◆ RAW DATA ◆
· · ·

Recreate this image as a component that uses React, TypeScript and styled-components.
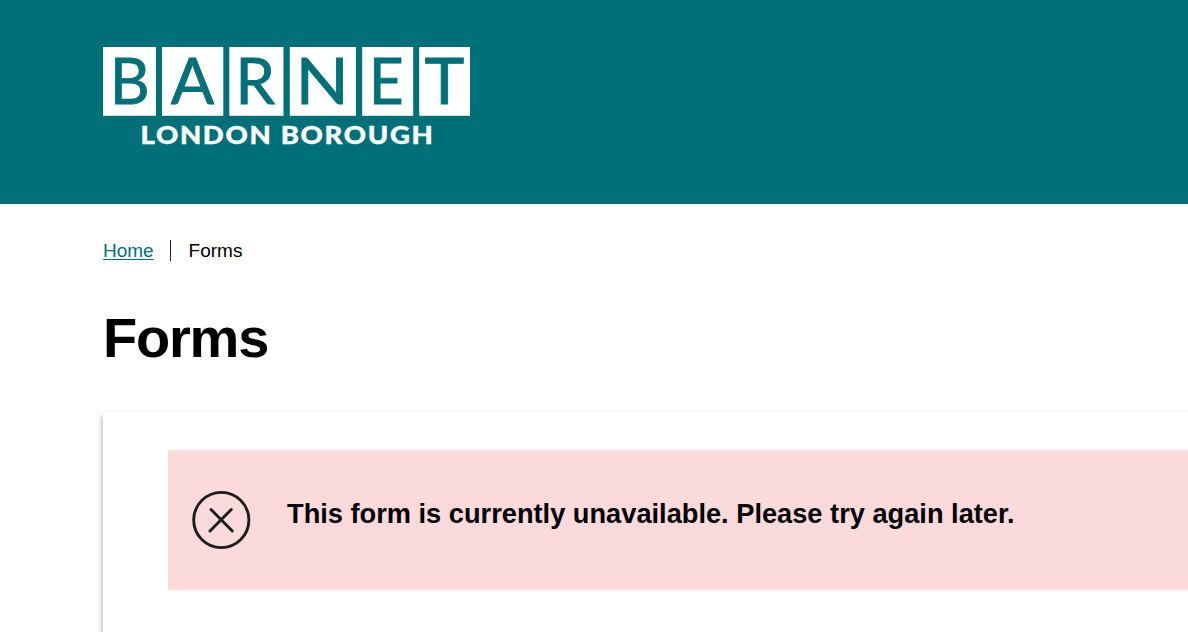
import React from 'react';
import styled, { createGlobalStyle } from 'styled-components';

type TilePropsType = {
    letter: string
    x: number
    width: number
    textX: number
    stretch: number
}

const tiles: TilePropsType[] = [
    { letter: 'B', x: 0, width: 53, textX: 26.6, stretch: 0.98 },
    { letter: 'A', x: 59, width: 61.3, textX: 89.6, stretch: 1.02 },
    { letter: 'R', x: 126.3, width: 54.2, textX: 152.3, stretch: 1.01 },
    { letter: 'N', x: 186.8, width: 66.2, textX: 219.3, stretch: 1.11 },
    { letter: 'E', x: 259.2, width: 51, textX: 283.2, stretch: 0.96 },
    { letter: 'T', x: 316.2, width: 50.8, textX: 341.4, stretch: 1.07 },
]

const LogoTile = (props: TilePropsType) => {
    return (
        <g>
            <rect x={props.x} y={0} width={props.width} height={68.8} fill="#fff"/>
            <TileLetter transform={`translate(${props.textX} 56.6) scale(${props.stretch} 1)`}>
                {props.letter}
            </TileLetter>
        </g>
    );
};

const App = () => {
    return (
        <>
            <GlobalStyle/>
            <Header>
                <Logo viewBox="0 0 368 102" role="img" aria-label="Barnet London Borough">
                    {tiles.map(tile => <LogoTile key={tile.letter} {...tile}/>)}
                    <LogoCaption x={37.5} y={97.4} textLength={294} lengthAdjust="spacingAndGlyphs">
                        LONDON BOROUGH
                    </LogoCaption>
                </Logo>
            </Header>
            <Main>
                <Breadcrumb>
                    <HomeLink href={'#'}>Home</HomeLink>
                    <Current>Forms</Current>
                </Breadcrumb>
                <Title>Forms</Title>
                <Card>
                    <Alert>
                        <AlertIcon viewBox="0 0 60 60">
                            <circle cx={30.3} cy={30} r={27.6}/>
                            <path d="M20 19.5 41.3 41M40.3 19.5 19 41"/>
                        </AlertIcon>
                        <AlertText>This form is currently unavailable. Please try again later.</AlertText>
                    </Alert>
                </Card>
            </Main>
        </>
    );
};

export default App;

const GlobalStyle = createGlobalStyle`
    * {
        box-sizing: border-box;
    }

    body {
        margin: 0;
        background-color: #fff;
        color: #000;
        font-family: "Liberation Sans", Arial, sans-serif;
    }
`
const Header = styled.header`
    height: 204px;
    padding: 47px 0 0 103px;
    background-color: #007078;
`
const Logo = styled.svg`
    display: block;
    width: 368px;
    height: 102px;
    overflow: visible;
`
const TileLetter = styled.text`
    font-family: Lato, sans-serif;
    font-size: 63px;
    text-anchor: middle;
    fill: #007078;
    stroke: #007078;
    stroke-width: 0.8;
`
const LogoCaption = styled.text`
    font-family: Lato, sans-serif;
    font-size: 24.5px;
    font-weight: 900;
    letter-spacing: 1.5px;
    fill: #fff;
    stroke: #fff;
    stroke-width: 0.4;
`
const Main = styled.main`
    height: 428px;
    padding: 36px 0 0 103px;
    overflow: hidden;
`
const Breadcrumb = styled.nav`
    display: flex;
    height: 21px;
    font-size: 19px;
    line-height: 21px;
`
const HomeLink = styled.a`
    width: 67px;
    color: #007078;
    text-underline-offset: 2px;
`
const Current = styled.span`
    padding-left: 17.6px;
    border-left: 1px solid #222;
`
const Title = styled.h1`
    margin: 45px 0 0;
    height: 106px;
    font-size: 56px;
    line-height: 64px;
    letter-spacing: -1.2px;
`
const Card = styled.section`
    height: 240px;
    margin-right: -20px;
    padding: 38px 0 0 65px;
    background-color: #fff;
    box-shadow: 0 4px 6px rgba(0, 0, 0, 0.4);
`
const Alert = styled.div`
    display: flex;
    height: 140px;
    padding: 40px 23px;
    background-color: #fbdadc;
`
const AlertIcon = styled.svg`
    flex: none;
    width: 60px;
    height: 60px;
    fill: none;
    stroke: #1d1d1b;
    stroke-width: 2.9;
    stroke-linecap: round;
`
const AlertText = styled.p`
    margin: 8px 0 0 36px;
    font-size: 27.22px;
    font-weight: 700;
    line-height: 32px;
    white-space: nowrap;
`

· · ·

◆ EXERCISE BRIEF ◆
Leave out the pictures and reproduce the rest of the listing exactly.

◆ WRITTEN SOLUTION ◆
Recreate this image as a component that uses React, TypeScript and styled-components.
import React from 'react';
import styled, { createGlobalStyle } from 'styled-components';

type TilePropsType = {
    letter: string
    x: number
    width: number
    textX: number
    stretch: number
}

const tiles: TilePropsType[] = [
    { letter: 'B', x: 0, width: 53, textX: 26.6, stretch: 0.98 },
    { letter: 'A', x: 59, width: 61.3, textX: 89.6, stretch: 1.02 },
    { letter: 'R', x: 126.3, width: 54.2, textX: 152.3, stretch: 1.01 },
    { letter: 'N', x: 186.8, width: 66.2, textX: 219.3, stretch: 1.11 },
    { letter: 'E', x: 259.2, width: 51, textX: 283.2, stretch: 0.96 },
    { letter: 'T', x: 316.2, width: 50.8, textX: 341.4, stretch: 1.07 },
]

const LogoTile = (props: TilePropsType) => {
    return (
        <g>
            <rect x={props.x} y={0} width={props.width} height={68.8} fill="#fff"/>
            <TileLetter transform={`translate(${props.textX} 56.6) scale(${props.stretch} 1)`}>
                {props.letter}
            </TileLetter>
        </g>
    );
};

const App = () => {
    return (
        <>
            <GlobalStyle/>
            <Header>
                <Logo viewBox="0 0 368 102" role="img" aria-label="Barnet London Borough">
                    {tiles.map(tile => <LogoTile key={tile.letter} {...tile}/>)}
                    <LogoCaption x={37.5} y={97.4} textLength={294} lengthAdjust="spacingAndGlyphs">
                        LONDON BOROUGH
                    </LogoCaption>
                </Logo>
            </Header>
            <Main>
                <Breadcrumb>
                    <HomeLink href={'#'}>Home</HomeLink>
                    <Current>Forms</Current>
                </Breadcrumb>
                <Title>Forms</Title>
                <Card>
                    <Alert>
                        <AlertIcon viewBox="0 0 60 60">
                            <circle cx={30.3} cy={30} r={27.6}/>
                            <path d="M20 19.5 41.3 41M40.3 19.5 19 41"/>
                        </AlertIcon>
                        <AlertText>This form is currently unavailable. Please try again later.</AlertText>
                    </Alert>
                </Card>
            </Main>
        </>
    );
};

export default App;

const GlobalStyle = createGlobalStyle`
    * {
        box-sizing: border-box;
    }

    body {
        margin: 0;
        background-color: #fff;
        color: #000;
        font-family: "Liberation Sans", Arial, sans-serif;
    }
`
const Header = styled.header`
    height: 204px;
    padding: 47px 0 0 103px;
    background-color: #007078;
`
const Logo = styled.svg`
    display: block;
    width: 368px;
    height: 102px;
    overflow: visible;
`
const TileLetter = styled.text`
    font-family: Lato, sans-serif;
    font-size: 63px;
    text-anchor: middle;
    fill: #007078;
    stroke: #007078;
    stroke-width: 0.8;
`
const LogoCaption = styled.text`
    font-family: Lato, sans-serif;
    font-size: 24.5px;
    font-weight: 900;
    letter-spacing: 1.5px;
    fill: #fff;
    stroke: #fff;
    stroke-width: 0.4;
`
const Main = styled.main`
    height: 428px;
    padding: 36px 0 0 103px;
    overflow: hidden;
`
const Breadcrumb = styled.nav`
    display: flex;
    height: 21px;
    font-size: 19px;
    line-height: 21px;
`
const HomeLink = styled.a`
    width: 67px;
    color: #007078;
    text-underline-offset: 2px;
`
const Current = styled.span`
    padding-left: 17.6px;
    border-left: 1px solid #222;
`
const Title = styled.h1`
    margin: 45px 0 0;
    height: 106px;
    font-size: 56px;
    line-height: 64px;
    letter-spacing: -1.2px;
`
const Card = styled.section`
    height: 240px;
    margin-right: -20px;
    padding: 38px 0 0 65px;
    background-color: #fff;
    box-shadow: 0 4px 6px rgba(0, 0, 0, 0.4);
`
const Alert = styled.div`
    display: flex;
    height: 140px;
    padding: 40px 23px;
    background-color: #fbdadc;
`
const AlertIcon = styled.svg`
    flex: none;
    width: 60px;
    height: 60px;
    fill: none;
    stroke: #1d1d1b;
    stroke-width: 2.9;
    stroke-linecap: round;
`
const AlertText = styled.p`
    margin: 8px 0 0 36px;
    font-size: 27.22px;
    font-weight: 700;
    line-height: 32px;
    white-space: nowrap;
`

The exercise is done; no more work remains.